Purpose #2: The Efficiency Revolution
Congestion isn't just annoying; it's an economic and environmental drain. The Texas A&M Transportation Institute estimates it costs the average U.S. commuter nearly 100 hours and $1,400 per year. AVs tackle this in several concrete ways:
- Tighter Packing & Smoother Flow: AVs can safely travel closer together at consistent speeds, increasing road capacity by potentially 200-300% on existing highways.
- Eliminating the Search: A notable study found that in dense urban areas, a staggering 30% of traffic is drivers circling for parking. Autonomous cars can drop you off and go park themselves in a cheaper, farther-away lot, or serve another passenger.
- Optimized Routing: A central fleet management system could direct vehicles to balance network load in real-time, avoiding everyone being funneled into the same Waze-recommended shortcut.
This efficiency translates directly into time and fuel savings. Less stop-and-go traffic means lower emissions per mile traveled, even before you factor in the widespread electrification of AV fleets.
Purpose #3: Creating Inclusive Mobility
This is the purpose that gets me most excited. Our current transportation system fails huge segments of the population. The elderly who can no longer drive safely. People with disabilities that prevent them from operating a standard vehicle. Teens without a license. Those who can't afford a car.

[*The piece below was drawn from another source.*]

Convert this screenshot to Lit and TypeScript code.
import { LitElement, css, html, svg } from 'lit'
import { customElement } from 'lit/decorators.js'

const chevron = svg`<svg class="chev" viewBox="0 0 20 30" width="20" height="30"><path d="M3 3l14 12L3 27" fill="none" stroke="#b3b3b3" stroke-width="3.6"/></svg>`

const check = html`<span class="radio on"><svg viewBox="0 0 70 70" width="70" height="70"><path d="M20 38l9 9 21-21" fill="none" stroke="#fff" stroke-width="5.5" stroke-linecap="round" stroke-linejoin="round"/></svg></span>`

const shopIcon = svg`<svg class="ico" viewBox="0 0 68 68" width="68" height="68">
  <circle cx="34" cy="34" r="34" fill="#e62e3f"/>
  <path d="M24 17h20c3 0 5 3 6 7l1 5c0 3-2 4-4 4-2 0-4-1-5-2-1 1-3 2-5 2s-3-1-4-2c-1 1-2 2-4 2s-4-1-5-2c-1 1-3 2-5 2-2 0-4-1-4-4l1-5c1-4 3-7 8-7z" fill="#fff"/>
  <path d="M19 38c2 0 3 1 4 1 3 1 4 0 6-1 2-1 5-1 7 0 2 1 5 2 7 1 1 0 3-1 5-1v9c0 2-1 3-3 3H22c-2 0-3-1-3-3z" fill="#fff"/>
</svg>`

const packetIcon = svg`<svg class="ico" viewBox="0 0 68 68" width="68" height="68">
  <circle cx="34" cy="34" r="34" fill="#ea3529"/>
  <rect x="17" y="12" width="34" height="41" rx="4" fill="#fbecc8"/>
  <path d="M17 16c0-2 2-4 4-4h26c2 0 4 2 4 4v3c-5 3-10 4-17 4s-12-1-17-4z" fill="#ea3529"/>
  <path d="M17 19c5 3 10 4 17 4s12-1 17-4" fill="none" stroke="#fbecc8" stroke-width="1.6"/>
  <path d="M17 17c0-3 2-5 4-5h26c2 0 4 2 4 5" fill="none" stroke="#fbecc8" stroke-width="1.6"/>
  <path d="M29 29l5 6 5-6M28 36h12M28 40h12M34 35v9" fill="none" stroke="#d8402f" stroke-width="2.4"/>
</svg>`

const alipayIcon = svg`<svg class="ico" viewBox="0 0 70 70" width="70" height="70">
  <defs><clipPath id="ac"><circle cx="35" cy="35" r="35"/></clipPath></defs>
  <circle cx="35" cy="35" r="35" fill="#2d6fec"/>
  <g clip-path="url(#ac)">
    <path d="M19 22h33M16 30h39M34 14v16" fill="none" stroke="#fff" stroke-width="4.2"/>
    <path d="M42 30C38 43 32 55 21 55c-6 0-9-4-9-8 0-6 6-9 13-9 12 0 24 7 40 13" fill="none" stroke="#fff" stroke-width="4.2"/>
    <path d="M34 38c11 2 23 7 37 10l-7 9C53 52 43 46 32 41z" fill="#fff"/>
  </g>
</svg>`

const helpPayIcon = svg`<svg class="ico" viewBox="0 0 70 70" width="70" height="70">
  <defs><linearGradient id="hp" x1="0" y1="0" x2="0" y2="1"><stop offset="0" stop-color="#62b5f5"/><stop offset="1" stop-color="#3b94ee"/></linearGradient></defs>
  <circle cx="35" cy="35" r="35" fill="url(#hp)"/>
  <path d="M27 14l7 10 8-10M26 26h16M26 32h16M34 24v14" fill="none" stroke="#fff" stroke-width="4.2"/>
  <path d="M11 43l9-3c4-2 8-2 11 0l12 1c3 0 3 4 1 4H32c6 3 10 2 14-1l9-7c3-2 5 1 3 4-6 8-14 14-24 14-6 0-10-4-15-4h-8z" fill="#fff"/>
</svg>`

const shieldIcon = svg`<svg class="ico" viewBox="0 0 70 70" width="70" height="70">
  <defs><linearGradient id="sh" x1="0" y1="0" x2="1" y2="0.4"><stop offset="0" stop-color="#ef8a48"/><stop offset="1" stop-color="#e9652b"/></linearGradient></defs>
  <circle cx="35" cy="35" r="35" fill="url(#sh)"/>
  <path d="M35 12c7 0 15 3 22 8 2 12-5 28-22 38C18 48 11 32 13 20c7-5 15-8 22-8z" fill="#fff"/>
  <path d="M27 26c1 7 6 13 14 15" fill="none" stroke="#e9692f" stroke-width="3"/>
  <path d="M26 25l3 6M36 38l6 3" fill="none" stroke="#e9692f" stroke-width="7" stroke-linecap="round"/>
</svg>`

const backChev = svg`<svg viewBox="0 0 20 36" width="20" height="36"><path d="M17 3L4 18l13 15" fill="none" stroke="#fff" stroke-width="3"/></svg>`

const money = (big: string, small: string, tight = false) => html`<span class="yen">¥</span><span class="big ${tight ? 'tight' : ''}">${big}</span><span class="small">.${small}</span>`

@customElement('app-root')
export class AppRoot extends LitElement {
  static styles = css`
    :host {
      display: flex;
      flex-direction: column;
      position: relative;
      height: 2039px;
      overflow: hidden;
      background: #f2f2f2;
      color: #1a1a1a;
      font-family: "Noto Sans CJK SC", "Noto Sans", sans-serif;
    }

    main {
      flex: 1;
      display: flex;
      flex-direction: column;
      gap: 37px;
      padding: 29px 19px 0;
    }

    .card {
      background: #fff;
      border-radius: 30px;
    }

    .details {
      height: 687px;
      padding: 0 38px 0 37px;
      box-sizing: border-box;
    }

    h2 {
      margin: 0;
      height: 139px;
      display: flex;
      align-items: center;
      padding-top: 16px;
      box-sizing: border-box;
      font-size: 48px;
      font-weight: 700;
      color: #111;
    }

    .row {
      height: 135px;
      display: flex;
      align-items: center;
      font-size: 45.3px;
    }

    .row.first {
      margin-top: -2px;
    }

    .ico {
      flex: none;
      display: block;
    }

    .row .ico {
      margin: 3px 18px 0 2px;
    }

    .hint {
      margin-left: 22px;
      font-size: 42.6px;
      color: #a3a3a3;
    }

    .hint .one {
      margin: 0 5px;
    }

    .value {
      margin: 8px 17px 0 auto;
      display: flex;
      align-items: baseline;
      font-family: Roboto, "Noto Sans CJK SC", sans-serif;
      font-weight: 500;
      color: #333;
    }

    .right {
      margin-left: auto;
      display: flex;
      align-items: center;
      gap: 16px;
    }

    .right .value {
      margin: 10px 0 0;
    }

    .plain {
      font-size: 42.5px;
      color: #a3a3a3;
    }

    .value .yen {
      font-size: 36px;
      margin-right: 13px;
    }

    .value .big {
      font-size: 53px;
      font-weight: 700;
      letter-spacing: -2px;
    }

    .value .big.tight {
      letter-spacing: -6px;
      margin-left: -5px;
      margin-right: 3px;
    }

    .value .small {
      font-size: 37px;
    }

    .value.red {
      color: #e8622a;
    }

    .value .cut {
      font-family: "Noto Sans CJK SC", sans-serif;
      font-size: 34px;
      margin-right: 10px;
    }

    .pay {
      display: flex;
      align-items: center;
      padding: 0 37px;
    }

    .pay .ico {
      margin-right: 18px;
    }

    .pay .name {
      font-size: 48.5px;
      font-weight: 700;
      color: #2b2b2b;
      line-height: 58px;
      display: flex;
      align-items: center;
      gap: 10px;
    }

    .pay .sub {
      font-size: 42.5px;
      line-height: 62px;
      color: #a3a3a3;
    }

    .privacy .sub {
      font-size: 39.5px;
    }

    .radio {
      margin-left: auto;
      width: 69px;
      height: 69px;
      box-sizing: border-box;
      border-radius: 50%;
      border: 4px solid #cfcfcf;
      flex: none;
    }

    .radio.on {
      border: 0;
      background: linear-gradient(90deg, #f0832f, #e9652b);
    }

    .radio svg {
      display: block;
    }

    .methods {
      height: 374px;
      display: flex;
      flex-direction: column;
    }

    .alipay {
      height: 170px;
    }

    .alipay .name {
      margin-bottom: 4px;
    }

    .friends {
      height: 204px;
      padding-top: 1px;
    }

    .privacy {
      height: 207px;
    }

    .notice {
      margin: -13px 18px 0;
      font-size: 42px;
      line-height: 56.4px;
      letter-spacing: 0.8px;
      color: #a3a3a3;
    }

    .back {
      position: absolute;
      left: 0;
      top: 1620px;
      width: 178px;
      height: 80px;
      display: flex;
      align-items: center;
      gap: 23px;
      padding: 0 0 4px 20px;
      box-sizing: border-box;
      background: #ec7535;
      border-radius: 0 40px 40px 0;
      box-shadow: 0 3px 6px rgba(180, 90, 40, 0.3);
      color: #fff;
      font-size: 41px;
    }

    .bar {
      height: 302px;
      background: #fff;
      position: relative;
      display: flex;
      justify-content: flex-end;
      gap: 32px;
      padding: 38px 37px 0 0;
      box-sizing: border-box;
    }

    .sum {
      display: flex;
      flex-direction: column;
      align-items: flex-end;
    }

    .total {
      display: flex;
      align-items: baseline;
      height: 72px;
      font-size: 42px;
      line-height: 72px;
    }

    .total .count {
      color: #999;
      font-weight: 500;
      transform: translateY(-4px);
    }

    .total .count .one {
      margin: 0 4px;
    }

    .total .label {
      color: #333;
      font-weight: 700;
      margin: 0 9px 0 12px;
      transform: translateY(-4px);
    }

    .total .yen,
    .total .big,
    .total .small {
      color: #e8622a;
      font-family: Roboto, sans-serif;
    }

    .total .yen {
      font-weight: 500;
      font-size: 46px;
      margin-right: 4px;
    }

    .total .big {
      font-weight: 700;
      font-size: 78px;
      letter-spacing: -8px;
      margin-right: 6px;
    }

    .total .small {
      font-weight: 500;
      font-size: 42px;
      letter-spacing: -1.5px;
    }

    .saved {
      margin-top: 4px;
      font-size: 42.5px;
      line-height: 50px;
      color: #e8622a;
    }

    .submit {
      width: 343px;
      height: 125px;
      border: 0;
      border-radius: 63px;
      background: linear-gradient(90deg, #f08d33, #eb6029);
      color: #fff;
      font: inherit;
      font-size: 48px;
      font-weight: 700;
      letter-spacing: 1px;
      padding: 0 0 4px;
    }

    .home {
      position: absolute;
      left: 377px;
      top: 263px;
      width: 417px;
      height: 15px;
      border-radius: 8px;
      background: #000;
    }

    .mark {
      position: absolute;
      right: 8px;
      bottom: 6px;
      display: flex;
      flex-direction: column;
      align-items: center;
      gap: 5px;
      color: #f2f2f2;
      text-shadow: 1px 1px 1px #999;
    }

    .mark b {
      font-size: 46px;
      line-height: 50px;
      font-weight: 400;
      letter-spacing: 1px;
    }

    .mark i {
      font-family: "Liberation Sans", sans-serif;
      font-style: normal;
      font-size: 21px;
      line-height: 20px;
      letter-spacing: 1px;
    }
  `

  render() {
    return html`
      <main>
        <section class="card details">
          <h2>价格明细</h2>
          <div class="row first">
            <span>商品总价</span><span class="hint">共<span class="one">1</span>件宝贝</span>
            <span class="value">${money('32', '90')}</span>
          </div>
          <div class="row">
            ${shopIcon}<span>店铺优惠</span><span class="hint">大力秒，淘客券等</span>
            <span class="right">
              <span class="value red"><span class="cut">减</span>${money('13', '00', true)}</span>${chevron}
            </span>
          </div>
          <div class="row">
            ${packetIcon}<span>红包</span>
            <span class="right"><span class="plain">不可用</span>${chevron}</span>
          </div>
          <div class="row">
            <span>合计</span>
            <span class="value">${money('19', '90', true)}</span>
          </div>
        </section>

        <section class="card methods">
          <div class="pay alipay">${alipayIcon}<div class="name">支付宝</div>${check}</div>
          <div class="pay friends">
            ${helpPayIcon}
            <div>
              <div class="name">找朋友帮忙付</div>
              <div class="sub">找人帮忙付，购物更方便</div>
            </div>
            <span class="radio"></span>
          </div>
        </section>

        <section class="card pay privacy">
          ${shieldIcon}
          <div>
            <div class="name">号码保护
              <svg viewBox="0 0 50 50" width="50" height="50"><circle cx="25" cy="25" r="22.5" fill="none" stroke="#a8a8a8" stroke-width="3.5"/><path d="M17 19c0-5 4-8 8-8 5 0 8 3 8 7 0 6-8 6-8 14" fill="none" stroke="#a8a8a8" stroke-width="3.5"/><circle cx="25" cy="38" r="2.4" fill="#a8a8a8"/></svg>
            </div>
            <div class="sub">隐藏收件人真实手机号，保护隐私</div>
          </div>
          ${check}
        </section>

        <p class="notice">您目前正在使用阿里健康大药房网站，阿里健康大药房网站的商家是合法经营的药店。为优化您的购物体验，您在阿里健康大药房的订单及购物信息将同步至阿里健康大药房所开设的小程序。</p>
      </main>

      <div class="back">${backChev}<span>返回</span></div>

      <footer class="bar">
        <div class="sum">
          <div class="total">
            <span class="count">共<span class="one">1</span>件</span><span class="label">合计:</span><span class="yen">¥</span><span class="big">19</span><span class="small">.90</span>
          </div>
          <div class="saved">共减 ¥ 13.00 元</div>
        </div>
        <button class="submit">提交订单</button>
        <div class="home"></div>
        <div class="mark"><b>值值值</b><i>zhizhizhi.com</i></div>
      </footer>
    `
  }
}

Self-driving cars, particularly deployed as robotaxis or shuttles, promise to become a form of on-demand, affordable public transit. The vision is a service where you summon a vehicle via an app, it arrives, and you get in without worrying about payment, driving, or parking. For millions, this isn't about luxury; it's about basic freedom and access to jobs, healthcare, and community.
I've spoken to urban planners who see AV shuttles not as replacements for subways or buses, but as crucial "first-mile/last-mile" connectors. They can efficiently get people from their homes to major transit hubs, solving the final leg of the journey that often keeps people in their cars.
The Ripple Effect: Economic & Industry Impact
The purpose of self-driving technology extends into the fabric of the economy. It's not just a new car feature; it's a foundational shift.
| Industry Sector | Potential Impact of Self-Driving Cars | Investment Consideration |
|---|---|---|
| Automotive & Tech | Shift from selling vehicles to selling "Mobility as a Service" (MaaS). New revenue from software, data, and fleet operations. | Focus shifts from OEMs to tech companies and fleet operators. |
| Insurance | Liability moves from driver to manufacturer/software maker. Premiums could plummet for personal insurance but rise for product liability. | Massive disruption to the traditional auto insurance model. |
| Logistics & Delivery | 24/7 autonomous trucking reduces long-haul costs. Last-mile delivery bots and drones become integrated with AV networks. | Dramatic reduction in shipping costs and times. |
| Real Estate & Urban Design | Parking lots and garages (which occupy ~30% of urban land in some cities) can be repurposed. Suburban sprawl may change as commute pain decreases. | Value could shift from parking-proximate land to other amenities. |
This table shows why this topic fits under stock market topics. The transition won't be smooth for all incumbents. Traditional car part suppliers focused on steering wheels and mirrors may struggle, while sensor and computing companies boom. It's a classic case of creative destruction that investors need to watch.
The Hard Part: Challenges and the Road Ahead
Let's not be naive. The purpose is clear, but the path is littered with hurdles that are often understated in glossy promo videos.
The "Edge Case" Problem: Handling 99% of driving scenarios is solved. It's the bizarre 1%—the plastic bag blowing across the highway that looks like a solid object, the erratic driver, the obscured traffic sign—that requires immense, painstaking work. Every new geographic region with different weather, road markings, and driving cultures resets the challenge.
The Regulatory and Liability Maze: Who is responsible when a car with no steering wheel crashes? The manufacturer? The software coder? The owner? Current traffic laws, built around a licensed human driver, are obsolete. Agencies like the NHTSA and international bodies like the SAE International are scrambling to create new frameworks.
The Ethical Quandaries: The classic "trolley problem" is overhyped but points to a real issue: how should the car's AI be programmed to prioritize safety in an unavoidable crash? More pressing are the data privacy concerns from vehicles that constantly map their surroundings.
My view? We won't wake up to a fully autonomous world. Adoption will be gradual, starting with geofenced robotaxis in sunny cities, then expanding to highway-only autonomy for personal cars (like enhanced cruise control), and slowly, over decades, reaching full ubiquity. The purpose is a destination, and we're on a very long, complex journey.
Your Self-Driving Car Questions Answered
So, what is the purpose of self-driving cars? It's a multi-layered mission. At its heart, it's a safety intervention on a global scale. It's an attempt to reclaim the billions of hours wasted in traffic and convert them into productivity or leisure. Most importantly, it's a tool to build a transportation network that doesn't leave people behind because of age, ability, or income. The technology is incredibly hard, the rollout will be messy, and the side-effects will need managing. But the destination—a safer, smoother, and more equitable way to move—is worth the arduous journey.